Background: The rate of glycemic control among diabetes patients in China is currently low. The current study aims at determining the effect of structured self-monitoring of blood glucose (SMBG) on blood glucose control as well as quality of life (QoL) in Chinese diabetes patients.
Methods: In a 24-week, single-center, randomized, open-label, prospective trial, patients with glycated hemoglobin A1c (HbA1c) >8.0% were randomized to an intervention group for structured SMBG (n = 121) or a control group (n = 129). Patient data were analyzed separately according to treatment with or without insulin. At 0, 3rd, and 6th months, life satisfaction was assessed using the Chinese Normal Audit of Diabetes-Dependent Quality of Life (CN-ADDQoL) questionnaire.
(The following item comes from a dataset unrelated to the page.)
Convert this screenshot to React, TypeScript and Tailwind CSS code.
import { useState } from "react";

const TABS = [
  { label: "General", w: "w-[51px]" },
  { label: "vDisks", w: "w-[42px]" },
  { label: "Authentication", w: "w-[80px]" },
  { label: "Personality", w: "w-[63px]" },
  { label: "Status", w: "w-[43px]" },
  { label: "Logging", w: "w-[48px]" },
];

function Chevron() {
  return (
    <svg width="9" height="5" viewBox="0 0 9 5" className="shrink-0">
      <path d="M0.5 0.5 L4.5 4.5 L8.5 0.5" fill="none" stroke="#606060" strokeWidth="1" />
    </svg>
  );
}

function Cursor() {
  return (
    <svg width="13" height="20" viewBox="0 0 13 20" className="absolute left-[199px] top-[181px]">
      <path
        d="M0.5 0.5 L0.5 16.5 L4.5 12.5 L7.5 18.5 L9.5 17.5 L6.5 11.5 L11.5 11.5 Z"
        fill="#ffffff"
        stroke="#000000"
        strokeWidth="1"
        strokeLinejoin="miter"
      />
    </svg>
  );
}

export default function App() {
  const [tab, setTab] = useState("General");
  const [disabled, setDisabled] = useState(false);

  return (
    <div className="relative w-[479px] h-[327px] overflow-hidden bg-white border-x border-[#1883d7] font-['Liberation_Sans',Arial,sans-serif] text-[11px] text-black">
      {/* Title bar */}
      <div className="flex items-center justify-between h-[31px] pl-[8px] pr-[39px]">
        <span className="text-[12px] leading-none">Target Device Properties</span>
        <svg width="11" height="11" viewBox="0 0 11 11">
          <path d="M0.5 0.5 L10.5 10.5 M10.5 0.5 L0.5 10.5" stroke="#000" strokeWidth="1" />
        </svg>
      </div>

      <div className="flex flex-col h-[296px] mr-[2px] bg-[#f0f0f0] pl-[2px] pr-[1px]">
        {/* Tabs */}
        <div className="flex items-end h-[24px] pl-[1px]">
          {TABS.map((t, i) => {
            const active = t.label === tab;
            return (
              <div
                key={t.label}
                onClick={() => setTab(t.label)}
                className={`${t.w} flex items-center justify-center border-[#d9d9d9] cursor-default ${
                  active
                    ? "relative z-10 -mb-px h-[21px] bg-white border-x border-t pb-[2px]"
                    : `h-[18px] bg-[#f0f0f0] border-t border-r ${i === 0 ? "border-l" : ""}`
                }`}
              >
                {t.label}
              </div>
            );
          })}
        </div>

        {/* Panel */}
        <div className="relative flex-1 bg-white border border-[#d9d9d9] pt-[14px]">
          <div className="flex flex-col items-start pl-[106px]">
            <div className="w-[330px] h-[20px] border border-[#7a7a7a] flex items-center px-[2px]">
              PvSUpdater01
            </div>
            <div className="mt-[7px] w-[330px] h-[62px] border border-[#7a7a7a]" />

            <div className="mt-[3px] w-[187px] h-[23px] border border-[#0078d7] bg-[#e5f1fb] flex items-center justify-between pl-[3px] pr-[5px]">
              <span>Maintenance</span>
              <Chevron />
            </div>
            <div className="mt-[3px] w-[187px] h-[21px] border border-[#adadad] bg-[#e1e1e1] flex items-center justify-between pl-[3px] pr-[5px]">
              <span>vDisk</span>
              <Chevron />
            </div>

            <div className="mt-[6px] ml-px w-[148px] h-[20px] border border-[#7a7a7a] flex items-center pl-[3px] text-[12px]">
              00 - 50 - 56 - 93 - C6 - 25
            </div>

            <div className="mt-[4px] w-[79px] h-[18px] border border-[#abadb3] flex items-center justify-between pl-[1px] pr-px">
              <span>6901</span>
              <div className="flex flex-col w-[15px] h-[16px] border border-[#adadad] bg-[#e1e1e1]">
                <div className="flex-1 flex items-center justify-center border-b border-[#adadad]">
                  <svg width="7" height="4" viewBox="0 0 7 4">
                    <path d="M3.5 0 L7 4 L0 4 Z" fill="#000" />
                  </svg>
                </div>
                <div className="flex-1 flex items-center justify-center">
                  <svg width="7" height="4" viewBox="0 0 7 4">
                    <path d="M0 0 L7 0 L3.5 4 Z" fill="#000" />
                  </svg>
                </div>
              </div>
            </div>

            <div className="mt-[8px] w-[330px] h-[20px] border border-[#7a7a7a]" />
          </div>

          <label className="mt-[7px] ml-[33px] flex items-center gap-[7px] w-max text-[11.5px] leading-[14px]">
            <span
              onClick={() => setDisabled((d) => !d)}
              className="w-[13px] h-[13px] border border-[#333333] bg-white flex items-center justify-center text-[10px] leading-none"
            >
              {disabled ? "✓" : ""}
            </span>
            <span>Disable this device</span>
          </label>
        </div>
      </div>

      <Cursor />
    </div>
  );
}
Results: The mean HbA1c decrease from baseline to the study end was significant for both groups with insulin treatment (intervention group: -1.79% ± 1.97%, P < 0.001; control group: -1.05% ± 1.87%, P < 0.001) or without insulin treatment (intervention group: -1.91% ± 1.90%, P < 0.001; control group: -1.35% ± 1.82%, P < 0.001). Moreover, the insulin-treated patients in the intervention group showed a significantly more robust HbA1c decrease than those in the control group (P = 0.007). Both therapeutic subgroups in the intervention group had a significantly higher frequency of SMBG than those in the control group (P < 0.001), but no strict deterioration of the QoL was detected. In addition, a significant HbA1c reduction after 6 months of SMBG was seen for both insulin-treated patients (P = 0.027) and noninsulin-treated patients (P = 0.006) younger than 66 years.
Conclusions: Featured with no strict deterioration of QoL, structured SMBG was proven to be effective on the glycemic control in patients with insulin treatment, as well as in young and middle-aged patients without insulin treatment.
Keywords: Diabetes; Glycemic control; Quality of life; Self-monitoring of blood glucose.